I don’t think the country has become thin-skinned, but the country has certainly become empowered. With tyrants toppling all over the Middle East and Africa thanks in no small part to people-powered social media, it should come as no surprise that crowd-power can be turned on any message or any messenger at any time the crowd wishes.
As Mark writes, once upon a time the news cycle would carry old news away like rain down a drain with few but the most attentive even noticing. But today, mass attention is sparked easily by the salacious and the outrageous. And once sparked, social media people-power can fan the flames until fatigue sets in or heads roll, whichever comes first.

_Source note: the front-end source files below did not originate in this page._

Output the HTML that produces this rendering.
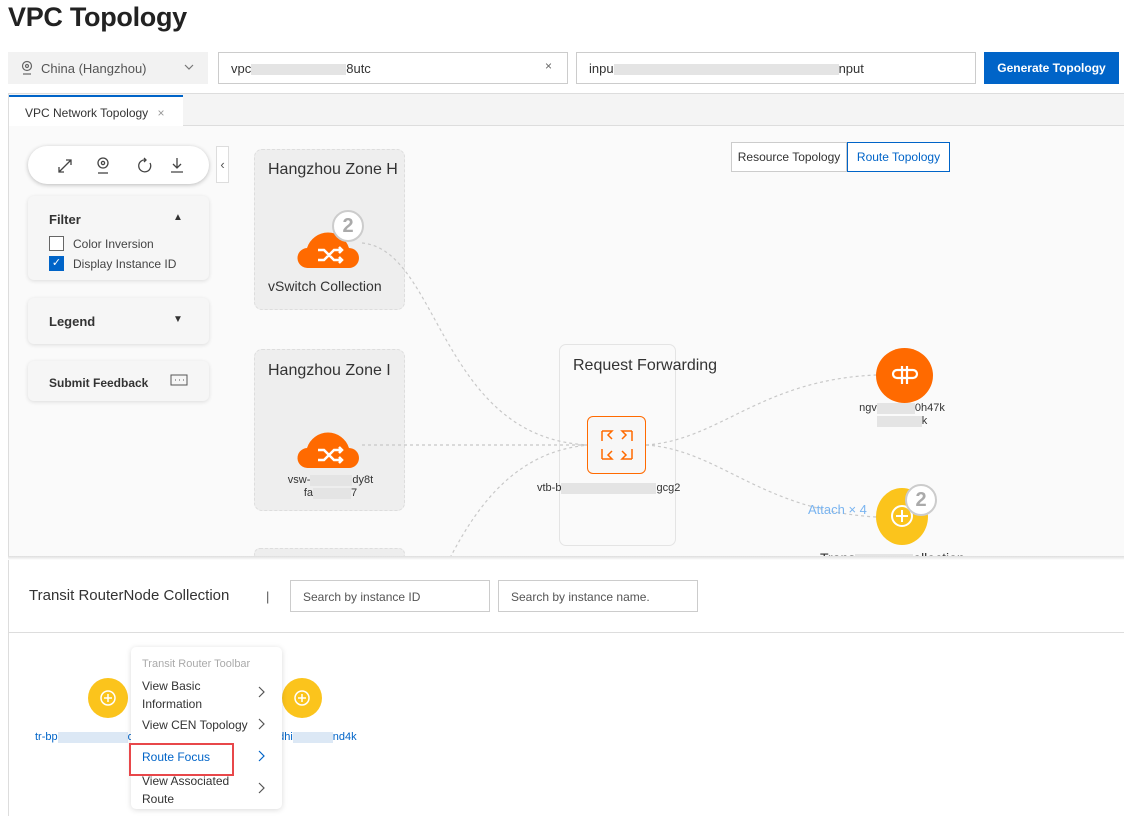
<!DOCTYPE html>
<html><head><meta charset="utf-8"><style>
*{box-sizing:border-box;margin:0;padding:0}
body{width:1124px;height:816px;overflow:hidden;background:#fff;font-family:"Liberation Sans",sans-serif;color:#333;position:relative}
.a{position:absolute}
.blur{background:#e4e4e4;display:inline-block;height:11px;vertical-align:middle}
.card{background:#f6f6f6;border-radius:6px;box-shadow:0 1px 4px rgba(0,0,0,.12)}
.zone{background:#eeeeee;border:1px dashed #ddd;border-radius:8px}
</style></head><body>
<div class="a" style="left:8px;top:2px;font-size:27px;color:#222;font-weight:bold;letter-spacing:-0.3px">VPC Topology</div>
<div class="a" style="left:8px;top:52px;width:200px;height:32px;background:#f2f2f2;font-size:13px;color:#555;padding:9px 0 0 33px">China (Hangzhou)</div>
<svg class="a" style="left:20px;top:60px" width="14" height="16" viewBox="0 0 14 16" fill="none" stroke="#666" stroke-width="1.2"><circle cx="7" cy="6" r="4.5"/><circle cx="7" cy="6" r="1.5"/><path d="M3 14h8"/></svg>
<svg class="a" style="left:184px;top:64px" width="10" height="7" fill="none" stroke="#777" stroke-width="1.2"><path d="M1 1l4 4 4-4"/></svg>
<div class="a" style="left:218px;top:52px;width:350px;height:32px;border:1px solid #ccc;font-size:13px;padding:8px 0 0 12px">vpc<span class="blur" style="width:95px"></span>8utc</div>
<div class="a" style="left:545px;top:59px;font-size:12px;color:#666">×</div>
<div class="a" style="left:576px;top:52px;width:400px;height:32px;border:1px solid #ccc;font-size:13px;padding:8px 0 0 12px">inpu<span class="blur" style="width:225px"></span>nput</div>
<div class="a" style="left:984px;top:52px;width:135px;height:32px;background:#0064c8;color:#fff;font-size:12px;font-weight:bold;text-align:center;line-height:32px">Generate Topology</div>
<div class="a" style="left:8px;top:93px;width:1116px;height:33px;background:#f4f4f4;border-top:1px solid #ddd;border-bottom:1px solid #ddd;border-left:1px solid #ddd"></div>
<div class="a" style="left:9px;top:95px;width:174px;height:32px;background:#fff;border-top:2px solid #0064c8;font-size:12px;padding:9px 0 0 16px">VPC Network Topology <span style="color:#999;margin-left:6px">×</span></div>
<div class="a" style="left:8px;top:126px;width:1116px;height:432px;background:#fafafa;border-left:1px solid #ddd"></div>
<div class="a" style="left:28px;top:146px;width:181px;height:38px;background:#fff;border-radius:19px;box-shadow:0 1px 4px rgba(0,0,0,.25)"></div>
<svg class="a" style="left:56px;top:155px" width="140" height="20" fill="none" stroke="#444" stroke-width="1.3"><path d="M3 17l12-12M10 5h5v5M3 12v5h5"/><circle cx="47" cy="8" r="5"/><circle cx="47" cy="8" r="1.6"/><path d="M42 18h10"/><path d="M90 5a6 6 0 1 0 4 3M88 3l2 2-2 2"/><path d="M121 3v10M117 9l4 4 4-4M115 17h12"/></svg>
<div class="a" style="left:216px;top:146px;width:13px;height:37px;border:1px solid #ddd;background:#fff;font-size:13px;line-height:35px;text-align:center;color:#555">‹</div>
<div class="a card" style="left:28px;top:196px;width:181px;height:84px"></div>
<div class="a" style="left:49px;top:212px;font-size:13px;font-weight:bold">Filter</div>
<div class="a" style="left:173px;top:212px;font-size:10px">▲</div>
<div class="a" style="left:49px;top:236px;width:15px;height:15px;border:1px solid #666;background:#fff"></div>
<div class="a" style="left:73px;top:237px;font-size:12px;color:#444">Color Inversion</div>
<div class="a" style="left:49px;top:256px;width:15px;height:15px;background:#0064c8;color:#fff;font-size:11px;text-align:center;line-height:15px">✓</div>
<div class="a" style="left:73px;top:257px;font-size:12px;color:#444">Display Instance ID</div>
<div class="a card" style="left:28px;top:298px;width:181px;height:46px"></div>
<div class="a" style="left:49px;top:314px;font-size:13px;font-weight:bold">Legend</div>
<div class="a" style="left:173px;top:314px;font-size:10px">▼</div>
<div class="a card" style="left:28px;top:361px;width:181px;height:40px"></div>
<div class="a" style="left:49px;top:376px;font-size:12px;font-weight:bold">Submit Feedback</div>
<svg class="a" style="left:170px;top:374px" width="18" height="14" fill="none" stroke="#555"><rect x="1" y="1" width="16" height="10"/><path d="M5 6h1M9 6h1M13 6h1"/></svg>
<div class="a zone" style="left:254px;top:149px;width:151px;height:161px"></div>
<div class="a" style="left:268px;top:161px;font-size:16px;color:#333">Hangzhou Zone H</div>
<div class="a zone" style="left:254px;top:349px;width:151px;height:162px"></div>
<div class="a" style="left:268px;top:362px;font-size:16px;color:#333">Hangzhou Zone I</div>
<div class="a zone" style="left:254px;top:548px;width:151px;height:12px"></div>
<div class="a" style="left:559px;top:344px;width:117px;height:202px;border:1px solid #e4e4e4;border-radius:7px"></div>
<div class="a" style="left:573px;top:357px;font-size:16px;color:#333">Request Forwarding</div>
<svg class="a" style="left:0;top:0" width="1124" height="560" fill="none" stroke="#c8c8c8" stroke-width="1.2" stroke-dasharray="3 3">
<path d="M362 243C440 250 440 440 590 445"/><path d="M362 445H590"/><path d="M450 558C480 500 520 450 590 445"/><path d="M646 445C720 440 760 380 876 375"/><path d="M646 445C720 450 760 510 876 517"/>
</svg>
<svg class="a" style="left:296px;top:222px" width="66" height="48"><path d="M12 46a10 10 0 0 1-1-20 22 22 0 0 1 42 0 10 10 0 0 1 0 20z" fill="#ff6a00"/><path d="M22 28h6l10 10h8M22 38h6l10-10h8M43 25l3 3-3 3M43 35l3 3-3 3" stroke="#fff" stroke-width="2.5" fill="none"/></svg>
<div class="a" style="left:332px;top:210px;width:32px;height:32px;border-radius:50%;background:#fff;border:2px solid #ccc;color:#aaa;font-size:20px;font-weight:bold;text-align:center;line-height:28px">2</div>
<div class="a" style="left:268px;top:278px;font-size:14px">vSwitch Collection</div>
<svg class="a" style="left:296px;top:422px" width="66" height="48"><path d="M12 46a10 10 0 0 1-1-20 22 22 0 0 1 42 0 10 10 0 0 1 0 20z" fill="#ff6a00"/><path d="M22 28h6l10 10h8M22 38h6l10-10h8M43 25l3 3-3 3M43 35l3 3-3 3" stroke="#fff" stroke-width="2.5" fill="none"/></svg>
<div class="a" style="left:283px;top:474px;font-size:11px;line-height:13px;text-align:center;width:95px">vsw-<span class="blur" style="width:42px"></span>dy8t<br>fa<span class="blur" style="width:38px"></span>7</div>
<div class="a" style="left:587px;top:416px;width:59px;height:58px;border:1.5px solid #ff6a00;border-radius:6px;background:#f7f7f7"></div>
<svg class="a" style="left:600px;top:429px" width="34" height="32" fill="none" stroke="#ff6a00" stroke-width="1.5"><path d="M2 2h10l-4 4 4 4M32 2H22l4 4-4 4M2 30h10l-4-4 4-4M32 30H22l4-4-4-4M2 2v10M32 2v10M2 30V20M32 30V20"/></svg>
<div class="a" style="left:537px;top:482px;font-size:11px">vtb-b<span class="blur" style="width:95px"></span>gcg2</div>
<div class="a" style="left:876px;top:348px;width:57px;height:55px;border-radius:50%;background:#ff6a00"></div>
<svg class="a" style="left:891px;top:364px" width="28" height="22" fill="none" stroke="#fff" stroke-width="2.2"><path d="M6 6h16a4 4 0 0 1 0 8H6a4 4 0 0 1 0-8M11 2v18M16 2v18"/></svg>
<div class="a" style="left:852px;top:402px;font-size:11px;line-height:13px;text-align:center;width:100px">ngv<span class="blur" style="width:38px"></span>0h47k<br><span class="blur" style="width:45px"></span>k</div>
<div class="a" style="left:808px;top:502px;font-size:13px;color:#79b4f0">Attach × 4</div>
<div class="a" style="left:876px;top:488px;width:52px;height:57px;border-radius:50%;background:#fbc41c"></div>
<svg class="a" style="left:889px;top:503px" width="26" height="26" fill="none" stroke="#fff" stroke-width="2"><circle cx="13" cy="13" r="10"/><path d="M13 7v12M7 13h12"/></svg>
<div class="a" style="left:905px;top:484px;width:32px;height:32px;border-radius:50%;background:#fff;border:2px solid #ccc;color:#aaa;font-size:20px;font-weight:bold;text-align:center;line-height:28px">2</div>
<div class="a" style="left:820px;top:550px;font-size:14px">Trans<span class="blur" style="width:58px"></span>ollection</div>
<div class="a" style="left:731px;top:142px;width:116px;height:30px;border:1px solid #ccc;background:#fff;font-size:12px;text-align:center;line-height:28px">Resource Topology</div>
<div class="a" style="left:847px;top:142px;width:103px;height:30px;border:1px solid #0064c8;background:#fff;font-size:12px;color:#0064c8;text-align:center;line-height:28px">Route Topology</div>
<div class="a" style="left:8px;top:556px;width:1116px;height:4px;background:linear-gradient(#ddd,#fff)"></div>
<div class="a" style="left:8px;top:560px;width:1116px;height:256px;background:#fff;border-left:1px solid #ddd"></div>
<div class="a" style="left:29px;top:587px;font-size:15px;color:#333">Transit RouterNode Collection</div>
<div class="a" style="left:266px;top:589px;font-size:13px;color:#555">|</div>
<div class="a" style="left:290px;top:580px;width:200px;height:32px;border:1px solid #ccc;font-size:12px;color:#555;padding:9px 0 0 12px">Search by instance ID</div>
<div class="a" style="left:498px;top:580px;width:200px;height:32px;border:1px solid #ccc;font-size:12px;color:#555;padding:9px 0 0 12px">Search by instance name.</div>
<div class="a" style="left:8px;top:632px;width:1116px;height:1px;background:#ddd"></div>
<div class="a" style="left:88px;top:678px;width:40px;height:40px;border-radius:50%;background:#fbc41c"></div>
<svg class="a" style="left:99px;top:689px" width="18" height="18" fill="none" stroke="#fff" stroke-width="1.5"><circle cx="9" cy="9" r="7"/><path d="M9 5v8M5 9h8"/></svg>
<div class="a" style="left:282px;top:678px;width:40px;height:40px;border-radius:50%;background:#fbc41c"></div>
<svg class="a" style="left:293px;top:689px" width="18" height="18" fill="none" stroke="#fff" stroke-width="1.5"><circle cx="9" cy="9" r="7"/><path d="M9 5v8M5 9h8"/></svg>
<div class="a" style="left:35px;top:731px;font-size:11px;color:#0064c8">tr-bp<span class="blur" style="width:70px;background:#dce8f5"></span>ov</div>
<div class="a" style="left:272px;top:731px;font-size:11px;color:#0064c8">hdhi<span class="blur" style="width:40px;background:#dce8f5"></span>nd4k</div>
<div class="a" style="left:131px;top:647px;width:151px;height:162px;background:#fff;border-radius:5px;box-shadow:0 1px 6px rgba(0,0,0,.15)"></div>
<div class="a" style="left:142px;top:658px;font-size:11px;color:#aaa">Transit Router Toolbar</div>
<div class="a" style="left:142px;top:677px;font-size:12px;line-height:18px;color:#333">View Basic<br>Information</div>
<div class="a" style="left:142px;top:718px;font-size:12px;color:#333">View CEN Topology</div>
<div class="a" style="left:142px;top:750px;font-size:12px;color:#0064c8">Route Focus</div>
<div class="a" style="left:142px;top:772px;font-size:12px;line-height:18px;color:#333">View Associated<br>Route</div>
<svg class="a" style="left:258px;top:686px" width="8" height="110" fill="none" stroke="#555" stroke-width="1.2"><path d="M1 1l5 5-5 5M1 33l5 5-5 5"/><path d="M1 65l5 5-5 5" stroke="#0064c8"/><path d="M1 97l5 5-5 5"/></svg>
<div class="a" style="left:129px;top:743px;width:105px;height:33px;border:2px solid #e8474a"></div>
</body></html>
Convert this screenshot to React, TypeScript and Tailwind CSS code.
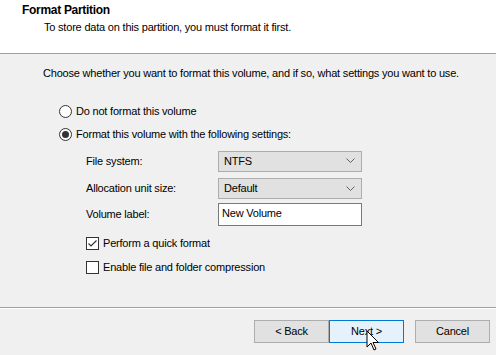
import React from 'react';

const Radio: React.FC<{ checked?: boolean; label: string }> = ({ checked, label }) => (
  <div className="flex items-center h-[23px]">
    <div className="w-[13px] h-[13px] rounded-full border border-[#333] bg-white flex items-center justify-center">
      {checked && <div className="w-[7px] h-[7px] rounded-full bg-[#333]" />}
    </div>
    <span className="ml-[4px]">{label}</span>
  </div>
);

const Check: React.FC<{ checked?: boolean; label: string }> = ({ checked, label }) => (
  <div className="flex items-center h-[24px]">
    <div className="w-[13px] h-[13px] border border-[#333] bg-white flex items-center justify-center">
      {checked && (
        <svg width="11" height="11" viewBox="0 0 11 11">
          <path d="M1.5 5.5 L4 8 L9.5 2.5" fill="none" stroke="#333" strokeWidth="1.2" />
        </svg>
      )}
    </div>
    <span className="ml-[4px]">{label}</span>
  </div>
);

const Combo: React.FC<{ value: string }> = ({ value }) => (
  <div className="w-[144px] h-[21px] bg-[#e1e1e1] border border-[#adadad] flex items-center justify-between pl-[5px] pr-[6px]">
    <span>{value}</span>
    <svg width="9" height="6" viewBox="0 0 9 6">
      <path d="M0.5 0.5 L4.5 4.5 L8.5 0.5" fill="none" stroke="#606060" strokeWidth="1" />
    </svg>
  </div>
);

const Button: React.FC<{ label: string; active?: boolean }> = ({ label, active }) => (
  <div
    className={
      active
        ? 'w-[75px] h-[23px] bg-[#e5f1fb] border border-[#0078d7] flex items-center justify-center'
        : 'w-[75px] h-[23px] bg-[#e1e1e1] border border-[#adadad] flex items-center justify-center'
    }
  >
    {label}
  </div>
);

export default function App() {
  return (
    <div
      className="relative w-[496px] h-[355px] bg-[#f0f0f0] overflow-hidden text-[11px] leading-[13px] tracking-[-0.2px] text-black"
      style={{ fontFamily: '"Liberation Sans", Arial, sans-serif' }}
    >
      {/* header */}
      <div className="h-[54px] bg-white border-b border-[#a0a0a0] pl-[22px] pt-[3px]">
        <div className="font-bold text-[12px] leading-[14px] tracking-[-0.3px]">Format Partition</div>
        <div className="pl-[22px] mt-[4px]">To store data on this partition, you must format it first.</div>
      </div>

      {/* body */}
      <div className="pl-[43px] pt-[13px]">
        <div>Choose whether you want to format this volume, and if so, what settings you want to use.</div>
        <div className="pl-[16px] mt-[20px]">
          <Radio label="Do not format this volume" />
          <Radio checked label="Format this volume with the following settings:" />
          <div className="pl-[27px] mt-[1px]">
            <div className="flex items-center h-[28px]">
              <span className="w-[132px]">File system:</span>
              <Combo value="NTFS" />
            </div>
            <div className="flex items-center h-[27px]">
              <span className="w-[132px]">Allocation unit size:</span>
              <Combo value="Default" />
            </div>
            <div className="flex items-center h-[24px]">
              <span className="w-[132px]">Volume label:</span>
              <div className="w-[144px] h-[23px] bg-white border border-[#7a7a7a] pl-[3px] pt-[3px]">New Volume</div>
            </div>
            <div className="mt-[5px]">
              <Check checked label="Perform a quick format" />
              <Check label="Enable file and folder compression" />
            </div>
          </div>
        </div>
      </div>

      {/* footer */}
      <div className="absolute left-0 right-0 top-[307px] border-t border-[#a0a0a0] border-b border-b-white" />
      <div className="absolute left-[254px] top-[320px] flex">
        <Button label="< Back" />
        <Button active label="Next >" />
        <div className="ml-[11px]">
          <Button label="Cancel" />
        </div>
      </div>

      {/* cursor */}
      <svg className="absolute left-[366px] top-[330px]" width="14" height="22" viewBox="0 0 14 22">
        <path
          d="M1 1 L1 17 L5 13 L8 20 L10 19 L7 12.5 L12.5 12.5 Z"
          fill="white"
          stroke="black"
          strokeWidth="1"
        />
      </svg>
    </div>
  );
}
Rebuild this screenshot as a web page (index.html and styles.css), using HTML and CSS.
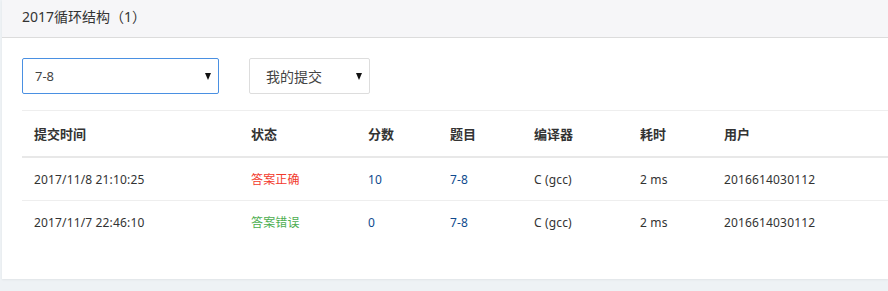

While it used to be challenging to organize effectively enough to force advertisers off a radio show weeks after the original sin, nowadays it’s easy. Even if the offended persons never were or would be listeners to the show that created the original offense. Even if the shows that would be affected by such an advertiser boycott have completely clean hands in the matter and are guilty of nothing more than sharing the same airwaves as Mr. Limbaugh.
Social media and people-power work both ways of course. One would think that the same social tsunami that came down on Rush for his crime could be summoned to protect the notion that, while certain statements are wrong and dumb, speech which doesn’t infringe on the rights of others is still free.
But perhaps not in a world where Rush himself discovers Twitter only last week. Social media can be your friend, but only if your friends understand and use it.
Meanwhile, over on satellite radio, Howard Stern and Dr. Laura are all smiles. Been there, done that, took the door with the big EXIT sign overhead. Is that what we want once again and forever?
Back in 1952, Adlai Stevenson once provided his definition of a free society: “[It is] a society where it is safe to be unpopular.”
It’s still safe to be unpopular, but it’s not safe to underestimate the audience, now empowered and firmly in charge.